Dr. Joe Uziel from the Israel Antiquities Authority (left) and Professor Yuval Gadot from Tel Aviv University.
The construction is described in the Old Testament, in the Second Book of Chronicles: “Uzziah built towers in Jerusalem at the Corner Gate, at the Valley Gate, and at the corner of the wall, and fortified them.”
How Researchers Uncovered the Ancient Wall
The team conducted radiocarbon dating on organic materials found at four different excavation sites in the ancient heart of Jerusalem—the City of David. This method uses the decay of the radioactive isotope carbon-14 (14C) to measure the age of carbon-containing artifacts.

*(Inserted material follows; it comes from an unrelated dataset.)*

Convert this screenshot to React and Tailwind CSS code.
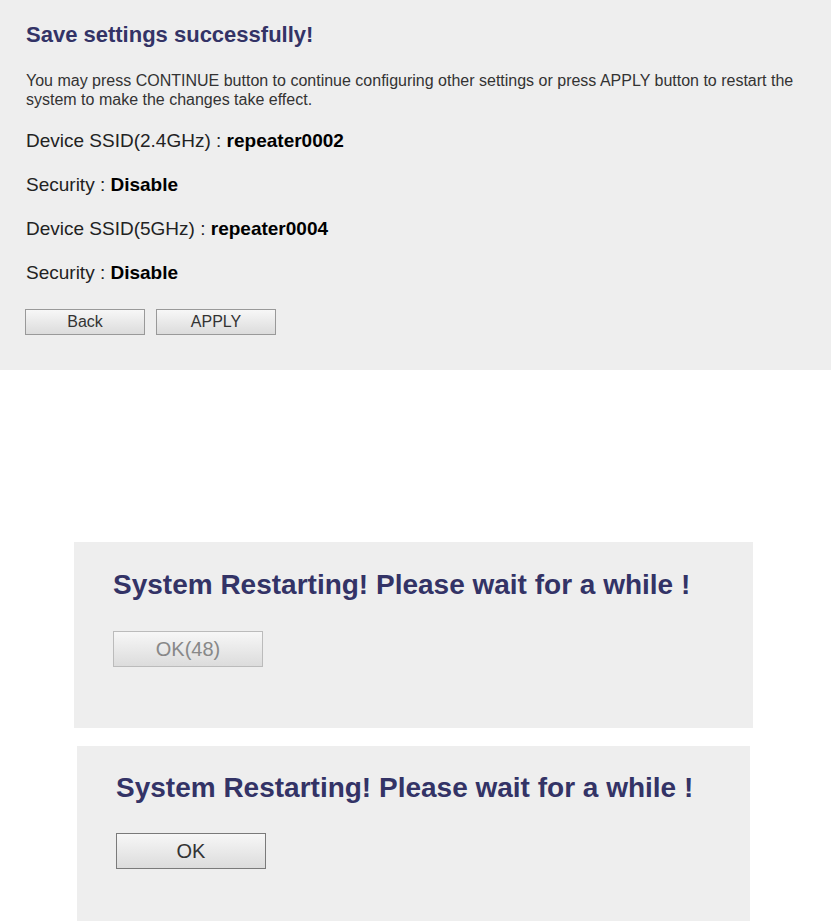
import React from 'react';

const GrayButton = ({ children, className = '', disabled = false }) => (
    <button
        type="button"
        disabled={disabled}
        className={`flex items-center justify-center border bg-gradient-to-b from-[#f7f7f7] to-[#dcdcdc] ${className}`}
    >
        {children}
    </button>
);

const App = () => {
    return (
        <div className="w-[831px] h-[921px] bg-white overflow-hidden font-['Liberation_Sans',Arial,sans-serif]">
            {/* save settings panel */}
            <div className="h-[370px] bg-[#eeeeee] pl-[26px] pt-[22px]">
                <h1 className="text-[22px] leading-[26px] font-bold text-[#333366]">Save settings successfully!</h1>
                <p className="mt-[23px] text-[16px] leading-[19px] text-[#333333] w-[790px]">
                    You may press CONTINUE button to continue configuring other settings or press APPLY button to restart the system to make the changes take effect.
                </p>
                <div className="mt-[21px] flex flex-col gap-[22px] text-[19px] leading-[22px] text-[#222222]">
                    <div>Device SSID(2.4GHz) : <span className="font-bold text-black">repeater0002</span></div>
                    <div>Security : <span className="font-bold text-black">Disable</span></div>
                    <div>Device SSID(5GHz) : <span className="font-bold text-black">repeater0004</span></div>
                    <div>Security : <span className="font-bold text-black">Disable</span></div>
                </div>
                <div className="mt-[25px] flex gap-[11px] -ml-px">
                    <GrayButton className="w-[120px] h-[26px] border-[#999999] text-[16px] text-[#333333]">Back</GrayButton>
                    <GrayButton className="w-[120px] h-[26px] border-[#999999] text-[16px] text-[#333333]">APPLY</GrayButton>
                </div>
            </div>

            {/* restarting, counting down */}
            <div className="mt-[172px] ml-[74px] w-[679px] h-[186px] bg-[#eeeeee] pl-[39px] pt-[27px]">
                <h2 className="text-[28px] leading-[32px] font-bold text-[#333366]">System Restarting! Please wait for a while !</h2>
                <GrayButton disabled className="mt-[30px] w-[150px] h-[36px] border-[#bbbbbb] text-[20px] text-[#888888]">OK(48)</GrayButton>
            </div>

            {/* restarting, done */}
            <div className="mt-[18px] ml-[77px] w-[673px] h-[175px] bg-[#eeeeee] pl-[39px] pt-[26px]">
                <h2 className="text-[28px] leading-[32px] font-bold text-[#333366]">System Restarting! Please wait for a while !</h2>
                <GrayButton className="mt-[29px] w-[150px] h-[36px] border-[#7a7a7a] text-[20px] text-[#333333]">OK</GrayButton>
            </div>
        </div>
    );
};

export default App;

Researchers dated grape and date seeds, as well as bat skeletons. They cleaned the material and converted it to graphite. That graphite was analyzed in an accelerator mass spectrometer, where ions reach speeds of roughly 3,000 kilometers per second to separate carbon-14 from other carbon isotopes. The carbon measurements produced the samples’ true ages, the Daily Mail reported.
Yuval Gadot of Tel Aviv University said, “The new findings support the idea that Jerusalem expanded and spread to Mount Zion as early as the 9th century BCE. This was during the reign of King Joash—one hundred years before the Assyrian exile. The new research showed that the expansion of Jerusalem was a result of internal Judean demographic growth and the formation of a political and economic system.” “This study revealed that in the 10th century BCE, during the time of David and Solomon, the city was populated in various areas and was likely larger than we previously thought,” Dr. Uziel added.

Illustration of a city defensive structure from the First Temple period, built during the reign of King Hezekiah, around 783–742 BCE.
Uziel said this makes it possible to “determine the age of specific buildings and correlate them with specific kings mentioned in the biblical text.”
The Kingdom of Judah lasted until 587 BCE, when the Babylonians besieged and destroyed its capital, Jerusalem, along with Solomon’s Temple, often referred to as the First Temple.